_WHAT THE TASK ASKS_:
Repeat the material in full. Keep every line exactly as it is.

----------------------------------------

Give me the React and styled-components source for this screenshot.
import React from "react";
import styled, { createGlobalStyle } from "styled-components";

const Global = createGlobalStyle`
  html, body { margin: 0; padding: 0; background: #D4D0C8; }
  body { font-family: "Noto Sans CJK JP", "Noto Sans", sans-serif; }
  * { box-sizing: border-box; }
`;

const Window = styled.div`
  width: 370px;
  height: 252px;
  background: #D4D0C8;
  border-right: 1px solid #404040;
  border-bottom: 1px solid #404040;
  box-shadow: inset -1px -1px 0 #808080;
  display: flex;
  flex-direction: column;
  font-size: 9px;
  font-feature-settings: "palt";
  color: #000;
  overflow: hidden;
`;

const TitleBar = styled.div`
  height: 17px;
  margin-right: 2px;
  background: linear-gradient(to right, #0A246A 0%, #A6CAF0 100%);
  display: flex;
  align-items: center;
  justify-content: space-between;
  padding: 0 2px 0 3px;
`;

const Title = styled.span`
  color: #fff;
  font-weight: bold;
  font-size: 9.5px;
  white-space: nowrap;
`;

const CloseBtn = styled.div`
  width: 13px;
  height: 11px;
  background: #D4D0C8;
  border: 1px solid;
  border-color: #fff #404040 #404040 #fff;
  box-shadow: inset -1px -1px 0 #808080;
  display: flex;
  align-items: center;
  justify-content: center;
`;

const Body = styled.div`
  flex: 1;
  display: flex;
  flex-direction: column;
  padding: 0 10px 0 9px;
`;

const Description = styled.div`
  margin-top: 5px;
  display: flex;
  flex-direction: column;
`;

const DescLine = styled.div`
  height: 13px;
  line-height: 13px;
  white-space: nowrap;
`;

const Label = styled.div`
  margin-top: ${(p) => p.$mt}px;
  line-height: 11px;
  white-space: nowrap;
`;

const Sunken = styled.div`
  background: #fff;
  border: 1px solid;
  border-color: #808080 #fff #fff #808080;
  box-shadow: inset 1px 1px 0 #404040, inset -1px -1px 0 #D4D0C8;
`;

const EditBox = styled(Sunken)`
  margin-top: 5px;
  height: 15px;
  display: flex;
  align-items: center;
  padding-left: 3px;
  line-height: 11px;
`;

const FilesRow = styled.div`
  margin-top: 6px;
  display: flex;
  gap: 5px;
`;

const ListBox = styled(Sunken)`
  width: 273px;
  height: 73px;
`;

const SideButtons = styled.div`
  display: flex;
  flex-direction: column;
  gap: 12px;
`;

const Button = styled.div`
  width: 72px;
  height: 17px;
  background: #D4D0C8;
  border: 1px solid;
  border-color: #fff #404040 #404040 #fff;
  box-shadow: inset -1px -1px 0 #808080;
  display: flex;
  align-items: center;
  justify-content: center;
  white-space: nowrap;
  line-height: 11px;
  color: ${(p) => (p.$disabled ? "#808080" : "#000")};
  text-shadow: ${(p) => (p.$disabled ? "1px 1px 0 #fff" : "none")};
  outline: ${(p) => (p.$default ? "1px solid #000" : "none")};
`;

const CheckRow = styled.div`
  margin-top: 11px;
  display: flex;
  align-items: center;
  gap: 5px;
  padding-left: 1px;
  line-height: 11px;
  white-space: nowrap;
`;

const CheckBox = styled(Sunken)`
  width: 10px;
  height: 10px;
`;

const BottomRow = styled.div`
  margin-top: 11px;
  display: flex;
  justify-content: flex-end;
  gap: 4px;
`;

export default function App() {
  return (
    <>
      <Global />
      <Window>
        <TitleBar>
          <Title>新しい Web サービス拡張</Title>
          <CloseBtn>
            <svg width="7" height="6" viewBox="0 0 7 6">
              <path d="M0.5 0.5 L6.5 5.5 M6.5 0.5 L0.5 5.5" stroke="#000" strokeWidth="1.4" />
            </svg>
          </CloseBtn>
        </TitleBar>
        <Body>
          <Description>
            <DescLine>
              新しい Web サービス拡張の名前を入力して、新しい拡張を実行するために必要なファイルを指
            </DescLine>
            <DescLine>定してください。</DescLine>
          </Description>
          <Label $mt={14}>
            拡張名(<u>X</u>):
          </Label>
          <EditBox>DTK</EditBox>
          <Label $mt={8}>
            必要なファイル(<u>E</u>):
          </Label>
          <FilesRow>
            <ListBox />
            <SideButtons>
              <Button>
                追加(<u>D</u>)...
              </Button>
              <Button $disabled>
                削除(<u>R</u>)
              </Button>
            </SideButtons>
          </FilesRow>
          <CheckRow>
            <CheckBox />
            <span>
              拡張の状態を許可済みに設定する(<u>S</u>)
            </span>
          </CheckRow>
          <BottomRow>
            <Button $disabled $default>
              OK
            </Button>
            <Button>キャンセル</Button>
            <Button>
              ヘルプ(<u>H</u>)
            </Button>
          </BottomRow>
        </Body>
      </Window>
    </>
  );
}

----------------------------------------

_REPLY TO THE TASK_:
Give me the React and styled-components source for this screenshot.
import React from "react";
import styled, { createGlobalStyle } from "styled-components";

const Global = createGlobalStyle`
  html, body { margin: 0; padding: 0; background: #D4D0C8; }
  body { font-family: "Noto Sans CJK JP", "Noto Sans", sans-serif; }
  * { box-sizing: border-box; }
`;

const Window = styled.div`
  width: 370px;
  height: 252px;
  background: #D4D0C8;
  border-right: 1px solid #404040;
  border-bottom: 1px solid #404040;
  box-shadow: inset -1px -1px 0 #808080;
  display: flex;
  flex-direction: column;
  font-size: 9px;
  font-feature-settings: "palt";
  color: #000;
  overflow: hidden;
`;

const TitleBar = styled.div`
  height: 17px;
  margin-right: 2px;
  background: linear-gradient(to right, #0A246A 0%, #A6CAF0 100%);
  display: flex;
  align-items: center;
  justify-content: space-between;
  padding: 0 2px 0 3px;
`;

const Title = styled.span`
  color: #fff;
  font-weight: bold;
  font-size: 9.5px;
  white-space: nowrap;
`;

const CloseBtn = styled.div`
  width: 13px;
  height: 11px;
  background: #D4D0C8;
  border: 1px solid;
  border-color: #fff #404040 #404040 #fff;
  box-shadow: inset -1px -1px 0 #808080;
  display: flex;
  align-items: center;
  justify-content: center;
`;

const Body = styled.div`
  flex: 1;
  display: flex;
  flex-direction: column;
  padding: 0 10px 0 9px;
`;

const Description = styled.div`
  margin-top: 5px;
  display: flex;
  flex-direction: column;
`;

const DescLine = styled.div`
  height: 13px;
  line-height: 13px;
  white-space: nowrap;
`;

const Label = styled.div`
  margin-top: ${(p) => p.$mt}px;
  line-height: 11px;
  white-space: nowrap;
`;

const Sunken = styled.div`
  background: #fff;
  border: 1px solid;
  border-color: #808080 #fff #fff #808080;
  box-shadow: inset 1px 1px 0 #404040, inset -1px -1px 0 #D4D0C8;
`;

const EditBox = styled(Sunken)`
  margin-top: 5px;
  height: 15px;
  display: flex;
  align-items: center;
  padding-left: 3px;
  line-height: 11px;
`;

const FilesRow = styled.div`
  margin-top: 6px;
  display: flex;
  gap: 5px;
`;

const ListBox = styled(Sunken)`
  width: 273px;
  height: 73px;
`;

const SideButtons = styled.div`
  display: flex;
  flex-direction: column;
  gap: 12px;
`;

const Button = styled.div`
  width: 72px;
  height: 17px;
  background: #D4D0C8;
  border: 1px solid;
  border-color: #fff #404040 #404040 #fff;
  box-shadow: inset -1px -1px 0 #808080;
  display: flex;
  align-items: center;
  justify-content: center;
  white-space: nowrap;
  line-height: 11px;
  color: ${(p) => (p.$disabled ? "#808080" : "#000")};
  text-shadow: ${(p) => (p.$disabled ? "1px 1px 0 #fff" : "none")};
  outline: ${(p) => (p.$default ? "1px solid #000" : "none")};
`;

const CheckRow = styled.div`
  margin-top: 11px;
  display: flex;
  align-items: center;
  gap: 5px;
  padding-left: 1px;
  line-height: 11px;
  white-space: nowrap;
`;

const CheckBox = styled(Sunken)`
  width: 10px;
  height: 10px;
`;

const BottomRow = styled.div`
  margin-top: 11px;
  display: flex;
  justify-content: flex-end;
  gap: 4px;
`;

export default function App() {
  return (
    <>
      <Global />
      <Window>
        <TitleBar>
          <Title>新しい Web サービス拡張</Title>
          <CloseBtn>
            <svg width="7" height="6" viewBox="0 0 7 6">
              <path d="M0.5 0.5 L6.5 5.5 M6.5 0.5 L0.5 5.5" stroke="#000" strokeWidth="1.4" />
            </svg>
          </CloseBtn>
        </TitleBar>
        <Body>
          <Description>
            <DescLine>
              新しい Web サービス拡張の名前を入力して、新しい拡張を実行するために必要なファイルを指
            </DescLine>
            <DescLine>定してください。</DescLine>
          </Description>
          <Label $mt={14}>
            拡張名(<u>X</u>):
          </Label>
          <EditBox>DTK</EditBox>
          <Label $mt={8}>
            必要なファイル(<u>E</u>):
          </Label>
          <FilesRow>
            <ListBox />
            <SideButtons>
              <Button>
                追加(<u>D</u>)...
              </Button>
              <Button $disabled>
                削除(<u>R</u>)
              </Button>
            </SideButtons>
          </FilesRow>
          <CheckRow>
            <CheckBox />
            <span>
              拡張の状態を許可済みに設定する(<u>S</u>)
            </span>
          </CheckRow>
          <BottomRow>
            <Button $disabled $default>
              OK
            </Button>
            <Button>キャンセル</Button>
            <Button>
              ヘルプ(<u>H</u>)
            </Button>
          </BottomRow>
        </Body>
      </Window>
    </>
  );
}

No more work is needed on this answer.